→ Brief: Write the data out again exactly, dropping any images it holds.

→ Given material:
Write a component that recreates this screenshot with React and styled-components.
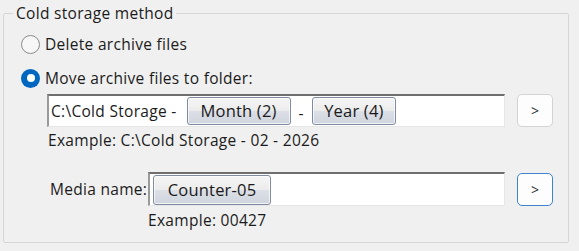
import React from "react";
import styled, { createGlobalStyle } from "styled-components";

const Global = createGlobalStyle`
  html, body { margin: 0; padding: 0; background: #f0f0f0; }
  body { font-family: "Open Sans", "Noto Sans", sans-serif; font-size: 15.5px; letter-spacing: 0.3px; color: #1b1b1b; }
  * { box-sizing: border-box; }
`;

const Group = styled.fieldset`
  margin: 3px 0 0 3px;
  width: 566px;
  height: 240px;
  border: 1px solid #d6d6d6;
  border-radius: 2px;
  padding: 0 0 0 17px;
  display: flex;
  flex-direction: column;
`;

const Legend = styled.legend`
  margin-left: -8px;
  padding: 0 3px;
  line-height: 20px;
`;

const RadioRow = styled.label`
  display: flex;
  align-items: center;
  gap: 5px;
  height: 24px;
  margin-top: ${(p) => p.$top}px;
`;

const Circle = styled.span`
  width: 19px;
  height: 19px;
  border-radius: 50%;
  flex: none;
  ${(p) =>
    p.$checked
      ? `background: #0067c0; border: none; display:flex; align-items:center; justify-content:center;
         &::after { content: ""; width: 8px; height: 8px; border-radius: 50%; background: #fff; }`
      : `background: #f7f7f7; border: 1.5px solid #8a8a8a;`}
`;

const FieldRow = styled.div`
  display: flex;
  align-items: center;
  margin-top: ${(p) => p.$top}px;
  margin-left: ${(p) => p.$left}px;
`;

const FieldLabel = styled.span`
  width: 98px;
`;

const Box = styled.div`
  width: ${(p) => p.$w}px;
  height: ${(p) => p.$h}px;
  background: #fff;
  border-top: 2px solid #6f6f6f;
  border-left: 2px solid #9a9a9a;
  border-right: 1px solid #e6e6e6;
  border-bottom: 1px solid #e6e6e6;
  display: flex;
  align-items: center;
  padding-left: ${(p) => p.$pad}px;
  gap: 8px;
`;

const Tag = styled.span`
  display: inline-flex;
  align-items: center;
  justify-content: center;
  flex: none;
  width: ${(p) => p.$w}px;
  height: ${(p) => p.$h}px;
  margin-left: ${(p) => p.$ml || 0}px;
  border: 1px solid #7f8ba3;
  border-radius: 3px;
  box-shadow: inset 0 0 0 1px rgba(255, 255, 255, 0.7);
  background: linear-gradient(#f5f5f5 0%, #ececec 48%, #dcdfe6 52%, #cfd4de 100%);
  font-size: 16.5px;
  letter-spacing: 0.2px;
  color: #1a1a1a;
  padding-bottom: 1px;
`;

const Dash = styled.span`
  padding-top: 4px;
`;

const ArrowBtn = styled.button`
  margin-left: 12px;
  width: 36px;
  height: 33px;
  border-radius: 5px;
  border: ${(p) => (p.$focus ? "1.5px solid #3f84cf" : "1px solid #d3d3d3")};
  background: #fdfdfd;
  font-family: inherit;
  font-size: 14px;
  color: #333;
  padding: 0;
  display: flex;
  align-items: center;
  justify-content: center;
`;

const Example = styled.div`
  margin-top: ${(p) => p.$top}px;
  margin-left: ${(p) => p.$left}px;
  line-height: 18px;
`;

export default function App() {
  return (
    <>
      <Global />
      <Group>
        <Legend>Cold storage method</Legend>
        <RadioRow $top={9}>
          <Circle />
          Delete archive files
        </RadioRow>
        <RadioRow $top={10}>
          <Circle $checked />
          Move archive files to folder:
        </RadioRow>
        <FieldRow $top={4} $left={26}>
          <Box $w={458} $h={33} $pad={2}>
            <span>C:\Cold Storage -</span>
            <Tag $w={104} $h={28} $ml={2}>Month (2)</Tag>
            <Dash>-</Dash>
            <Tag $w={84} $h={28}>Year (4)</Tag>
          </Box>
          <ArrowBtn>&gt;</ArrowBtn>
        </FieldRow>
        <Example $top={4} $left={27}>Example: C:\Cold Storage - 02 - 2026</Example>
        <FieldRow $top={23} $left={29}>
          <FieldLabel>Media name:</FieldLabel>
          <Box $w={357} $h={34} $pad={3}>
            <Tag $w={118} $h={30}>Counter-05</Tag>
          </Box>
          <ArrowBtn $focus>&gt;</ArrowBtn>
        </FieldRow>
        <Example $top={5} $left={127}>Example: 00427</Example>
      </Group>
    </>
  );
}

→ Answer below:
Write a component that recreates this screenshot with React and styled-components.
import React from "react";
import styled, { createGlobalStyle } from "styled-components";

const Global = createGlobalStyle`
  html, body { margin: 0; padding: 0; background: #f0f0f0; }
  body { font-family: "Open Sans", "Noto Sans", sans-serif; font-size: 15.5px; letter-spacing: 0.3px; color: #1b1b1b; }
  * { box-sizing: border-box; }
`;

const Group = styled.fieldset`
  margin: 3px 0 0 3px;
  width: 566px;
  height: 240px;
  border: 1px solid #d6d6d6;
  border-radius: 2px;
  padding: 0 0 0 17px;
  display: flex;
  flex-direction: column;
`;

const Legend = styled.legend`
  margin-left: -8px;
  padding: 0 3px;
  line-height: 20px;
`;

const RadioRow = styled.label`
  display: flex;
  align-items: center;
  gap: 5px;
  height: 24px;
  margin-top: ${(p) => p.$top}px;
`;

const Circle = styled.span`
  width: 19px;
  height: 19px;
  border-radius: 50%;
  flex: none;
  ${(p) =>
    p.$checked
      ? `background: #0067c0; border: none; display:flex; align-items:center; justify-content:center;
         &::after { content: ""; width: 8px; height: 8px; border-radius: 50%; background: #fff; }`
      : `background: #f7f7f7; border: 1.5px solid #8a8a8a;`}
`;

const FieldRow = styled.div`
  display: flex;
  align-items: center;
  margin-top: ${(p) => p.$top}px;
  margin-left: ${(p) => p.$left}px;
`;

const FieldLabel = styled.span`
  width: 98px;
`;

const Box = styled.div`
  width: ${(p) => p.$w}px;
  height: ${(p) => p.$h}px;
  background: #fff;
  border-top: 2px solid #6f6f6f;
  border-left: 2px solid #9a9a9a;
  border-right: 1px solid #e6e6e6;
  border-bottom: 1px solid #e6e6e6;
  display: flex;
  align-items: center;
  padding-left: ${(p) => p.$pad}px;
  gap: 8px;
`;

const Tag = styled.span`
  display: inline-flex;
  align-items: center;
  justify-content: center;
  flex: none;
  width: ${(p) => p.$w}px;
  height: ${(p) => p.$h}px;
  margin-left: ${(p) => p.$ml || 0}px;
  border: 1px solid #7f8ba3;
  border-radius: 3px;
  box-shadow: inset 0 0 0 1px rgba(255, 255, 255, 0.7);
  background: linear-gradient(#f5f5f5 0%, #ececec 48%, #dcdfe6 52%, #cfd4de 100%);
  font-size: 16.5px;
  letter-spacing: 0.2px;
  color: #1a1a1a;
  padding-bottom: 1px;
`;

const Dash = styled.span`
  padding-top: 4px;
`;

const ArrowBtn = styled.button`
  margin-left: 12px;
  width: 36px;
  height: 33px;
  border-radius: 5px;
  border: ${(p) => (p.$focus ? "1.5px solid #3f84cf" : "1px solid #d3d3d3")};
  background: #fdfdfd;
  font-family: inherit;
  font-size: 14px;
  color: #333;
  padding: 0;
  display: flex;
  align-items: center;
  justify-content: center;
`;

const Example = styled.div`
  margin-top: ${(p) => p.$top}px;
  margin-left: ${(p) => p.$left}px;
  line-height: 18px;
`;

export default function App() {
  return (
    <>
      <Global />
      <Group>
        <Legend>Cold storage method</Legend>
        <RadioRow $top={9}>
          <Circle />
          Delete archive files
        </RadioRow>
        <RadioRow $top={10}>
          <Circle $checked />
          Move archive files to folder:
        </RadioRow>
        <FieldRow $top={4} $left={26}>
          <Box $w={458} $h={33} $pad={2}>
            <span>C:\Cold Storage -</span>
            <Tag $w={104} $h={28} $ml={2}>Month (2)</Tag>
            <Dash>-</Dash>
            <Tag $w={84} $h={28}>Year (4)</Tag>
          </Box>
          <ArrowBtn>&gt;</ArrowBtn>
        </FieldRow>
        <Example $top={4} $left={27}>Example: C:\Cold Storage - 02 - 2026</Example>
        <FieldRow $top={23} $left={29}>
          <FieldLabel>Media name:</FieldLabel>
          <Box $w={357} $h={34} $pad={3}>
            <Tag $w={118} $h={30}>Counter-05</Tag>
          </Box>
          <ArrowBtn $focus>&gt;</ArrowBtn>
        </FieldRow>
        <Example $top={5} $left={127}>Example: 00427</Example>
      </Group>
    </>
  );
}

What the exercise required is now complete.